Affiliation: Harvard University John A. Paulson School of Engineering and Applied Sciences and the Institute for Applied Computational Science (IACS)
Authors: Austin Nguyen, Erin Tomlinson, Eric Helmold, Aloysius Lim, Molly Liu
Fall 2022

We introduce a repository for out-of-distribution (OOD) detection in partnership with Wadhwani AI.

Overview

Wadhwani AI is an independent, nonprofit institute developing AI-based solutions for underserved communities in developing countries. They build and deploy AI solutions in partnership with local governments and civil society organizations to improve large-scale public programs. One such partnership is in the area of pest management for cotton farms. Cotton is the most important fiber and a cash crop for India, providing about 6 million farmers with a direct livelihood and 40-50 million people work in the cotton trade.
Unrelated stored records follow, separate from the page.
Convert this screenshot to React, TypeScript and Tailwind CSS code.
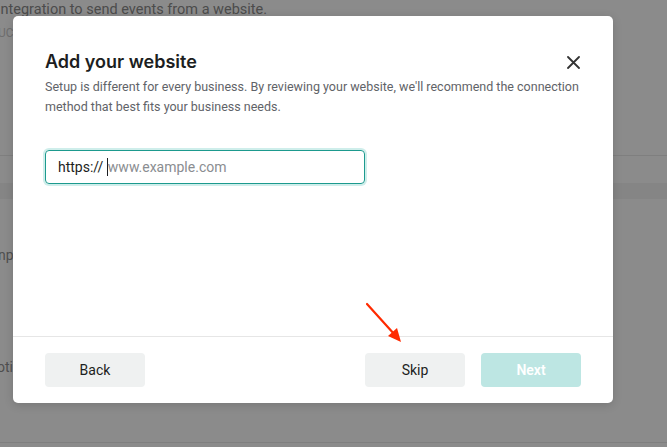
import React from "react";

export default function App() {
  return (
    <div
      className="relative w-[667px] h-[447px] overflow-hidden bg-[#8b8b8b]"
      style={{ fontFamily: "Roboto, 'Liberation Sans', sans-serif" }}
    >
      {/* underlying page (dimmed) */}
      <div className="flex flex-col w-full h-full">
        <div className="h-[20px] flex items-center -ml-[3px] text-[14.5px] text-[#4c4c4c] whitespace-nowrap">
          integration to send events from a website.
        </div>
        <div className="h-[26px] flex items-center -ml-[2px] text-[12px] text-[#6e6e6e] whitespace-nowrap">
          UCT
        </div>
        <div className="h-[109px]" />
        <div className="h-px bg-[#7f7f7f]" />
        <div className="h-[27px]" />
        <div className="h-[16px] bg-[#858585]" />
        <div className="h-[47px]" />
        <div className="h-[18px] flex items-center -ml-[2px] text-[14px] text-[#4f4f4f] whitespace-nowrap">
          np
        </div>
        <div className="h-[94px]" />
        <div className="h-[18px] flex items-center -ml-[3px] text-[14px] text-[#4f4f4f] whitespace-nowrap">
          otin
        </div>
        <div className="flex-1" />
        <div className="h-px bg-[#7f7f7f] mb-[4px]" />
      </div>

      {/* modal */}
      <div className="absolute left-[13px] top-[16px] w-[600px] h-[387px] bg-white rounded-[5px] shadow-[0_2px_10px_rgba(0,0,0,0.15)] flex flex-col">
        <div className="px-8 pt-[34px] relative">
          <div className="flex items-center justify-between">
            <h2
              className="text-[18px] leading-[24px] font-semibold text-[#1c1e21]"
              style={{ fontFamily: "Inter, Roboto, sans-serif" }}
            >
              Add your website
            </h2>
            <button className="w-[24px] h-[24px] flex items-center justify-center -mr-[4px] text-[#333]">
              <svg width="13" height="13" viewBox="0 0 13 13" fill="none">
                <path d="M1 1L12 12M12 1L1 12" stroke="#333" strokeWidth="1.8" strokeLinecap="round" />
              </svg>
            </button>
          </div>
          <p className="mt-[3px] text-[12.5px] leading-[20px] text-[#5f6368]">
            Setup is different for every business. By reviewing your website, we'll recommend the connection method that best fits your business needs.
          </p>
          <div className="mt-[33px] w-[320px] h-[34px] rounded-[4px] border border-[#1d9a8e] shadow-[0_0_0_2px_#cfeeeb] flex items-center px-[12px] text-[14px]">
            <span className="text-[#1c1e21] whitespace-pre">https:// </span>
            <span className="w-px h-[18px] bg-[#1c1e21]" />
            <span className="text-[#8a8d91]">www.example.com</span>
          </div>
        </div>
        <div className="flex-1" />
        <div className="h-px bg-[#e6e6e6]" />
        <div className="flex items-center px-8 pt-[16px] pb-[16px]">
          <button className="w-[100px] h-[34px] rounded-[4px] bg-[#eff1f1] text-[14px] text-[#1c1e21]">
            Back
          </button>
          <div className="flex-1" />
          <button className="w-[100px] h-[34px] rounded-[4px] bg-[#eff1f1] text-[14px] text-[#1c1e21]">
            Skip
          </button>
          <button className="ml-[16px] w-[100px] h-[34px] rounded-[4px] bg-[#bde6e3] text-[14px] font-semibold text-white">
            Next
          </button>
        </div>
      </div>

      {/* annotation arrow */}
      <svg className="absolute left-0 top-0 pointer-events-none" width="667" height="447">
        <line x1="367" y1="304" x2="395" y2="335" stroke="#ff2a00" strokeWidth="2.2" strokeLinecap="round" />
        <polygon points="401,342 388,336 397,328" fill="#ff2a00" />
      </svg>
    </div>
  );
}
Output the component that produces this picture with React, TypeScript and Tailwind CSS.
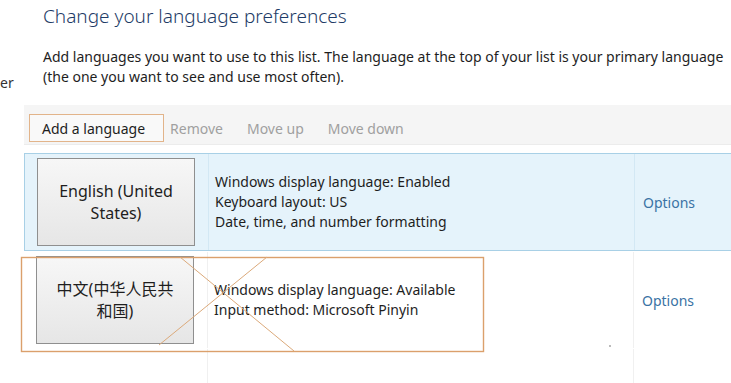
import React from 'react';

const font = { fontFamily: '"Noto Sans", "Noto Sans CJK SC", sans-serif' };

type Lang = {
  name: React.ReactNode;
  lines: string[];
  selected?: boolean;
};

const languages: Lang[] = [
  {
    name: (
      <>
        English (United
        <br />
        States)
      </>
    ),
    lines: [
      'Windows display language: Enabled',
      'Keyboard layout: US',
      'Date, time, and number formatting',
    ],
    selected: true,
  },
  {
    name: (
      <>
        中文(中华人民共
        <br />
        和国)
      </>
    ),
    lines: ['Windows display language: Available', 'Input method: Microsoft Pinyin'],
  },
];

function LanguageRow({ lang }: { lang: Lang }) {
  const rowBg = lang.selected
    ? 'bg-[#e5f3fb] border-y border-l border-[#a8d0e6]'
    : 'bg-white border-y border-transparent';
  const divider = lang.selected ? 'border-[#d3e8f4]' : 'border-[#f0f0f0]';
  return (
    <div className={`grid grid-cols-[183px_426px_1fr] h-[98px] ${rowBg}`}>
      <div className="flex items-center pl-[12px]">
        <div className="w-[158px] h-[88px] border border-[#8f8f8f] bg-gradient-to-b from-[#f7f7f7] to-[#e6e6e6] flex items-center justify-center text-center text-[16px] leading-[22px] text-[#1e1e1e]">
          <span>{lang.name}</span>
        </div>
      </div>
      <div className={`flex flex-col justify-center pl-[6px] text-[14px] leading-[20px] text-[#1e1e1e] border-l ${divider}`}>
        {lang.lines.map((l) => (
          <div key={l} className="whitespace-nowrap">
            {l}
          </div>
        ))}
      </div>
      <div className={`flex items-center pl-[8px] text-[14px] text-[#3a72a4] border-l ${divider}`}>Options</div>
    </div>
  );
}

export default function App() {
  return (
    <div className="w-[731px] h-[383px] overflow-hidden bg-white flex relative" style={font}>
      {/* Left nav, cut off */}
      <div className="w-[24px] shrink-0 pt-[73px] text-[14px] text-[#333] leading-[20px] overflow-hidden">er</div>

      <div className="flex-1 flex flex-col min-w-0">
        <h1 className="pl-[19px] pt-[3px] text-[19px] leading-[26px] font-light text-[#1e3b66] whitespace-nowrap">
          Change your language preferences
        </h1>
        <p className="pl-[19px] mt-[18px] text-[14px] leading-[20px] text-[#1e1e1e] whitespace-nowrap">
          Add languages you want to use to this list. The language at the top of your list is your primary language
          <br />
          (the one you want to see and use most often).
        </p>

        {/* Toolbar */}
        <div className="mt-[18px] h-[40px] bg-[#f5f5f5] border-b border-[#ececec] flex items-start pt-[9px] pl-[5px] text-[14px]">
          <button className="h-[28px] pl-[12px] pr-[18px] border border-[#e2b48a] bg-white/40 text-[#1e1e1e]">
            Add a language
          </button>
          <span className="ml-[6px] h-[28px] flex items-center text-[#a0a0a0]">Remove</span>
          <span className="ml-[24px] h-[28px] flex items-center text-[#a0a0a0]">Move up</span>
          <span className="ml-[24px] h-[28px] flex items-center text-[#a0a0a0]">Move down</span>
        </div>

        {/* Language list */}
        <div className="mt-[8px] flex flex-col flex-1">
          {languages.map((lang, i) => (
            <LanguageRow key={i} lang={lang} />
          ))}
          <div className="grid grid-cols-[183px_426px_1fr] flex-1">
            <div />
            <div className="border-l border-[#f0f0f0] relative">
              <span className="absolute left-[401px] top-[-4px] w-[2px] h-[2px] bg-[#bbb]" />
            </div>
            <div className="border-l border-[#f0f0f0]" />
          </div>
        </div>
      </div>

      {/* Annotation overlay */}
      <svg className="absolute left-0 top-0 pointer-events-none" width="731" height="383">
        <rect x="21.5" y="257.5" width="462" height="94" fill="none" stroke="#dba06c" strokeWidth="1.4" />
        <line x1="180" y1="257" x2="294" y2="351" stroke="#dba97a" strokeWidth="1" />
        <line x1="267" y1="257" x2="159" y2="345" stroke="#dba97a" strokeWidth="1" />
      </svg>
    </div>
  );
}
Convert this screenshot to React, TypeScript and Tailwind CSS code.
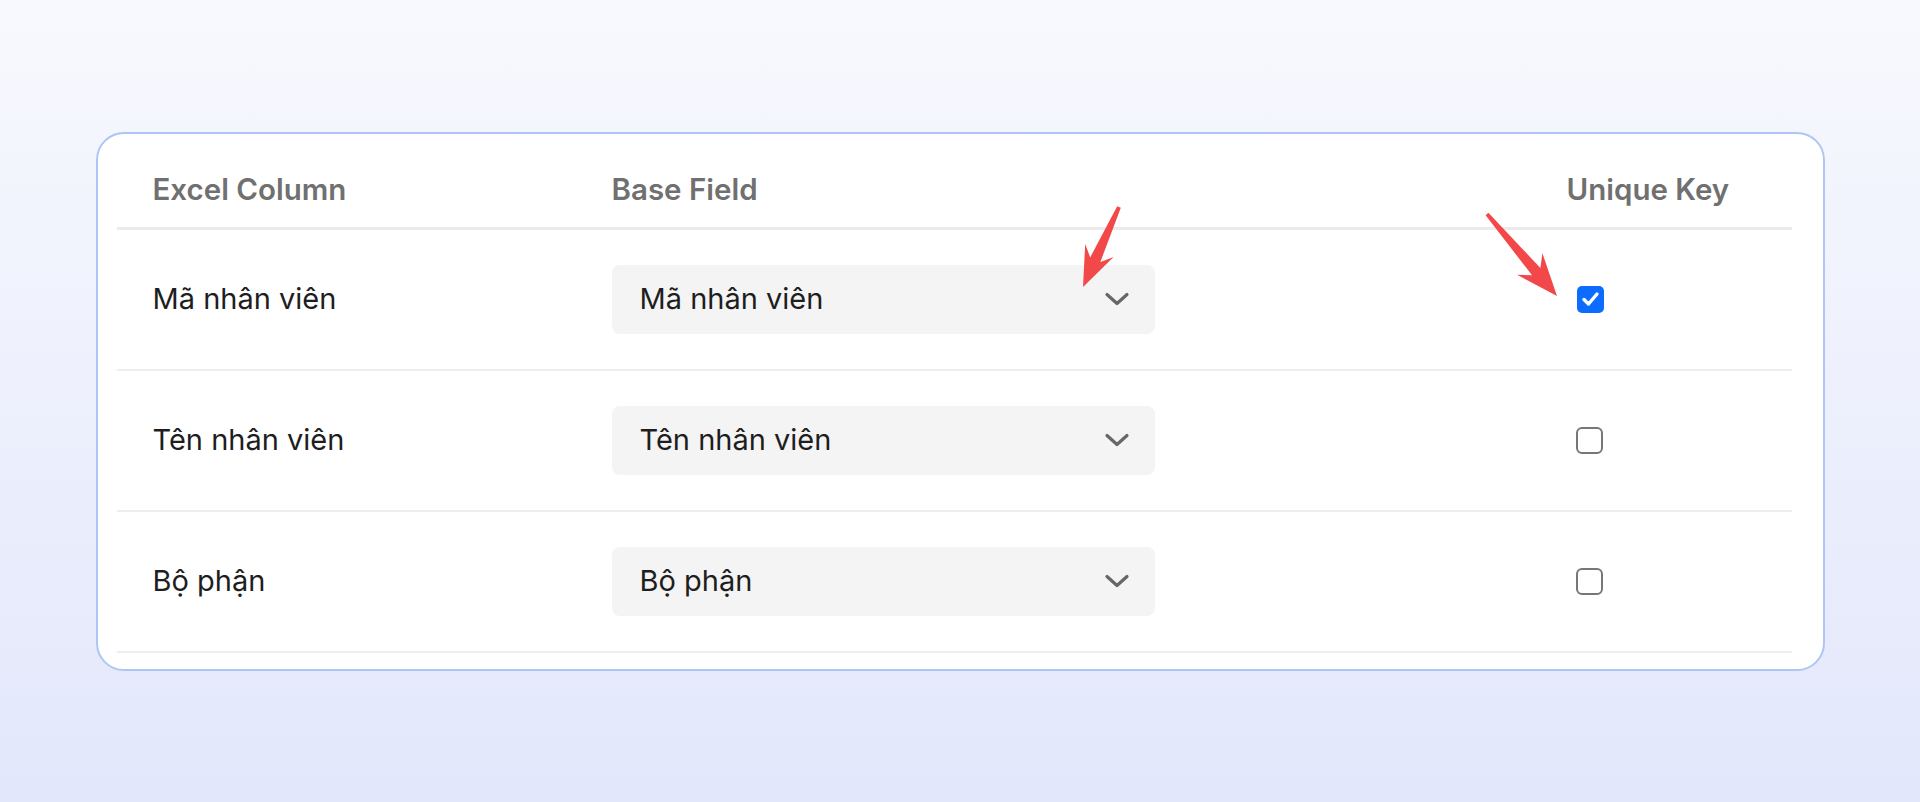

Small-holder farmers, accounting for 75% of total production, struggle with uncertainty in yield and income. Cotton is exceptionally vulnerable to pest attacks, with bollworms responsible for an estimated 70% of all pest damage. Bollworms destroy the seed coats of the plant, which turns into harvestable cotton, despite heavy pesticide usage. While there have been some advances in GMO cotton called Bt-cotton, which naturally produces pyrethroids that repel insects, in many regions of the world, bollworms have over time developed resistance to these chemicals and they are no longer effective deterrents. Wadhwani AI has developed a mobile phone application named CottonAce that helps cotton farmers identify bollworms in their fields. Bollworms are a pernicious pest for cotton farmers across the world, requiring consistent monitoring and expert decision making to properly address. The CottonAce app provides such support by using machine learning computer vision technologies to identify and count bollworms in photos taken by farmers to track infestations and generate recommendations based on what is found.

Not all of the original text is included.